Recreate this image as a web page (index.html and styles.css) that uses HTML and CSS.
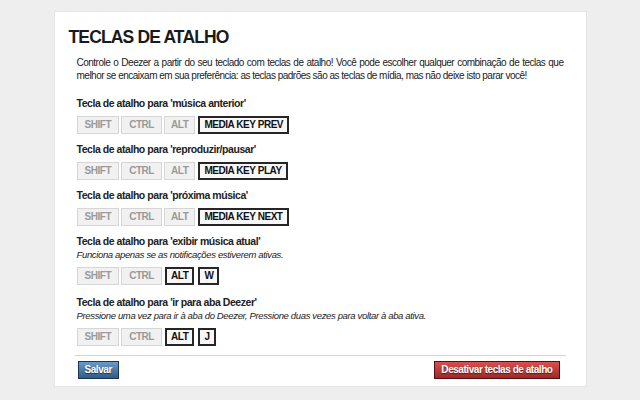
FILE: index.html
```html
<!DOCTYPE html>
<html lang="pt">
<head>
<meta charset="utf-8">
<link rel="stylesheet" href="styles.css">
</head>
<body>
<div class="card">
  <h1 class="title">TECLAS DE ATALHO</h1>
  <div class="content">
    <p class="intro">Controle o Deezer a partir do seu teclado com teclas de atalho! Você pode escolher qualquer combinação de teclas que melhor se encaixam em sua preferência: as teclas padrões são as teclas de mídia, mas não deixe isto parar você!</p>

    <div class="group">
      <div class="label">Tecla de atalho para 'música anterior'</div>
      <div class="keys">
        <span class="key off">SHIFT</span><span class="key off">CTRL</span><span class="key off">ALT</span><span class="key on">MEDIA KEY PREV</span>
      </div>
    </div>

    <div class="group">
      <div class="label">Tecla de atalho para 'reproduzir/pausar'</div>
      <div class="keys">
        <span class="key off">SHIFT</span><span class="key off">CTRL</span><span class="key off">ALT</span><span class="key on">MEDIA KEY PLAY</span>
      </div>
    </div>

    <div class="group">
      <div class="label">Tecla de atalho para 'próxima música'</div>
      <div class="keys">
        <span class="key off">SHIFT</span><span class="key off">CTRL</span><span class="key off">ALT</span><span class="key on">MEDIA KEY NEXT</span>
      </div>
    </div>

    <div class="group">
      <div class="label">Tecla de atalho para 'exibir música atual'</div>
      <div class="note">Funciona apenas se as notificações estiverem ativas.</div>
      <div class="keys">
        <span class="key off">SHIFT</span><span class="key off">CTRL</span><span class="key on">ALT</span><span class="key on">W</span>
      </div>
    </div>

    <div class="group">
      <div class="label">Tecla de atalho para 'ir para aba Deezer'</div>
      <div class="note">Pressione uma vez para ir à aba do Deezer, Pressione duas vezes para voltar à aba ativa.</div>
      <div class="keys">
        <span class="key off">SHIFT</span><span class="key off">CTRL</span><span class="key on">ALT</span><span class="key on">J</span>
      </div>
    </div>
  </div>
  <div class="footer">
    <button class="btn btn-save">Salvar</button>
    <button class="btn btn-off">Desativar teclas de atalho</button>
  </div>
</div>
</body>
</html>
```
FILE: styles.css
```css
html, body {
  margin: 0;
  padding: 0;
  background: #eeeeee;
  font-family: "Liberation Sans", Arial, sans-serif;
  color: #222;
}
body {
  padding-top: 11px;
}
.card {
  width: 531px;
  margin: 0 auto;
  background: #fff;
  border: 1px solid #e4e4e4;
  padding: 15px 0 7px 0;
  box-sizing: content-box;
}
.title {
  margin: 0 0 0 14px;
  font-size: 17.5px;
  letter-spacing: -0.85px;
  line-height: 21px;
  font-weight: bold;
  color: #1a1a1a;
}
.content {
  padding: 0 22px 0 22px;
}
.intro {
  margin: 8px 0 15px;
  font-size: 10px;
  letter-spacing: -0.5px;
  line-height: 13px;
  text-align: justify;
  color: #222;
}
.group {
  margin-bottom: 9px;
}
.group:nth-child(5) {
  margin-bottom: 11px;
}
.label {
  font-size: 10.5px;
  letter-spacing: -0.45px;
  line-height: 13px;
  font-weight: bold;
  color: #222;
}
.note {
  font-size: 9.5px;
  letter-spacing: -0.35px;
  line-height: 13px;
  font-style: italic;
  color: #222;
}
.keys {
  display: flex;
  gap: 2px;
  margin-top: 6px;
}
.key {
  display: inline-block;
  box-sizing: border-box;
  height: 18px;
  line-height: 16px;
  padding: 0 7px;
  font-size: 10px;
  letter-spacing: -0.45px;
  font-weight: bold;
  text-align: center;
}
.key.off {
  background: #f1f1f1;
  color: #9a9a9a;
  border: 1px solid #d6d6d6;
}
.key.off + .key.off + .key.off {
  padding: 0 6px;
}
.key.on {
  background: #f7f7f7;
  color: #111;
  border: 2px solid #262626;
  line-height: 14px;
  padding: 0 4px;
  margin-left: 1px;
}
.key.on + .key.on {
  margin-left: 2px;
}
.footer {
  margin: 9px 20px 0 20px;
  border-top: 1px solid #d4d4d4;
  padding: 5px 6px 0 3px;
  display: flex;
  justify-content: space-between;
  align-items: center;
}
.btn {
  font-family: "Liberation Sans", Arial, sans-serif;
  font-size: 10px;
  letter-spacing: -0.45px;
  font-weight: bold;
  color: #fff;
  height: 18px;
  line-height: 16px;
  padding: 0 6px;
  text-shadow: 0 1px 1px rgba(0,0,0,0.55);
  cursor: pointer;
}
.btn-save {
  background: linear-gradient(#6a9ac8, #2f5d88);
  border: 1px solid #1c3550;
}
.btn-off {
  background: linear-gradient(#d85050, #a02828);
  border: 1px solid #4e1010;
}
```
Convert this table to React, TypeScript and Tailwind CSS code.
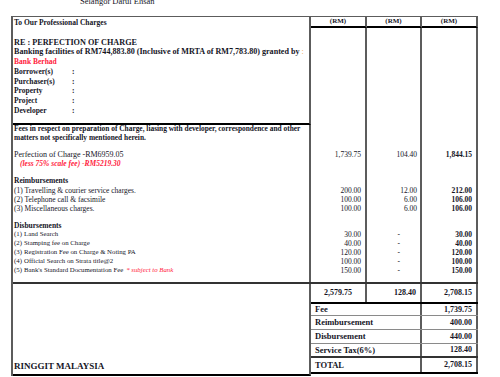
+ + + + +
DIRECTIONS FOR THIS TASK:
Every record above should be written out again exactly; the pictures stay out of the copy.

EXERCISE ANSWER:
Recreate this image as a web page (index.html and styles.css) that uses HTML and CSS.
FILE: index.html
```html
<!DOCTYPE html>
<html lang="pt">
<head>
<meta charset="utf-8">
<link rel="stylesheet" href="styles.css">
</head>
<body>
<div class="card">
  <h1 class="title">TECLAS DE ATALHO</h1>
  <div class="content">
    <p class="intro">Controle o Deezer a partir do seu teclado com teclas de atalho! Você pode escolher qualquer combinação de teclas que melhor se encaixam em sua preferência: as teclas padrões são as teclas de mídia, mas não deixe isto parar você!</p>

    <div class="group">
      <div class="label">Tecla de atalho para 'música anterior'</div>
      <div class="keys">
        <span class="key off">SHIFT</span><span class="key off">CTRL</span><span class="key off">ALT</span><span class="key on">MEDIA KEY PREV</span>
      </div>
    </div>

    <div class="group">
      <div class="label">Tecla de atalho para 'reproduzir/pausar'</div>
      <div class="keys">
        <span class="key off">SHIFT</span><span class="key off">CTRL</span><span class="key off">ALT</span><span class="key on">MEDIA KEY PLAY</span>
      </div>
    </div>

    <div class="group">
      <div class="label">Tecla de atalho para 'próxima música'</div>
      <div class="keys">
        <span class="key off">SHIFT</span><span class="key off">CTRL</span><span class="key off">ALT</span><span class="key on">MEDIA KEY NEXT</span>
      </div>
    </div>

    <div class="group">
      <div class="label">Tecla de atalho para 'exibir música atual'</div>
      <div class="note">Funciona apenas se as notificações estiverem ativas.</div>
      <div class="keys">
        <span class="key off">SHIFT</span><span class="key off">CTRL</span><span class="key on">ALT</span><span class="key on">W</span>
      </div>
    </div>

    <div class="group">
      <div class="label">Tecla de atalho para 'ir para aba Deezer'</div>
      <div class="note">Pressione uma vez para ir à aba do Deezer, Pressione duas vezes para voltar à aba ativa.</div>
      <div class="keys">
        <span class="key off">SHIFT</span><span class="key off">CTRL</span><span class="key on">ALT</span><span class="key on">J</span>
      </div>
    </div>
  </div>
  <div class="footer">
    <button class="btn btn-save">Salvar</button>
    <button class="btn btn-off">Desativar teclas de atalho</button>
  </div>
</div>
</body>
</html>
```
FILE: styles.css
```css
html, body {
  margin: 0;
  padding: 0;
  background: #eeeeee;
  font-family: "Liberation Sans", Arial, sans-serif;
  color: #222;
}
body {
  padding-top: 11px;
}
.card {
  width: 531px;
  margin: 0 auto;
  background: #fff;
  border: 1px solid #e4e4e4;
  padding: 15px 0 7px 0;
  box-sizing: content-box;
}
.title {
  margin: 0 0 0 14px;
  font-size: 17.5px;
  letter-spacing: -0.85px;
  line-height: 21px;
  font-weight: bold;
  color: #1a1a1a;
}
.content {
  padding: 0 22px 0 22px;
}
.intro {
  margin: 8px 0 15px;
  font-size: 10px;
  letter-spacing: -0.5px;
  line-height: 13px;
  text-align: justify;
  color: #222;
}
.group {
  margin-bottom: 9px;
}
.group:nth-child(5) {
  margin-bottom: 11px;
}
.label {
  font-size: 10.5px;
  letter-spacing: -0.45px;
  line-height: 13px;
  font-weight: bold;
  color: #222;
}
.note {
  font-size: 9.5px;
  letter-spacing: -0.35px;
  line-height: 13px;
  font-style: italic;
  color: #222;
}
.keys {
  display: flex;
  gap: 2px;
  margin-top: 6px;
}
.key {
  display: inline-block;
  box-sizing: border-box;
  height: 18px;
  line-height: 16px;
  padding: 0 7px;
  font-size: 10px;
  letter-spacing: -0.45px;
  font-weight: bold;
  text-align: center;
}
.key.off {
  background: #f1f1f1;
  color: #9a9a9a;
  border: 1px solid #d6d6d6;
}
.key.off + .key.off + .key.off {
  padding: 0 6px;
}
.key.on {
  background: #f7f7f7;
  color: #111;
  border: 2px solid #262626;
  line-height: 14px;
  padding: 0 4px;
  margin-left: 1px;
}
.key.on + .key.on {
  margin-left: 2px;
}
.footer {
  margin: 9px 20px 0 20px;
  border-top: 1px solid #d4d4d4;
  padding: 5px 6px 0 3px;
  display: flex;
  justify-content: space-between;
  align-items: center;
}
.btn {
  font-family: "Liberation Sans", Arial, sans-serif;
  font-size: 10px;
  letter-spacing: -0.45px;
  font-weight: bold;
  color: #fff;
  height: 18px;
  line-height: 16px;
  padding: 0 6px;
  text-shadow: 0 1px 1px rgba(0,0,0,0.55);
  cursor: pointer;
}
.btn-save {
  background: linear-gradient(#6a9ac8, #2f5d88);
  border: 1px solid #1c3550;
}
.btn-off {
  background: linear-gradient(#d85050, #a02828);
  border: 1px solid #4e1010;
}
```
Convert this table to React, TypeScript and Tailwind CSS code.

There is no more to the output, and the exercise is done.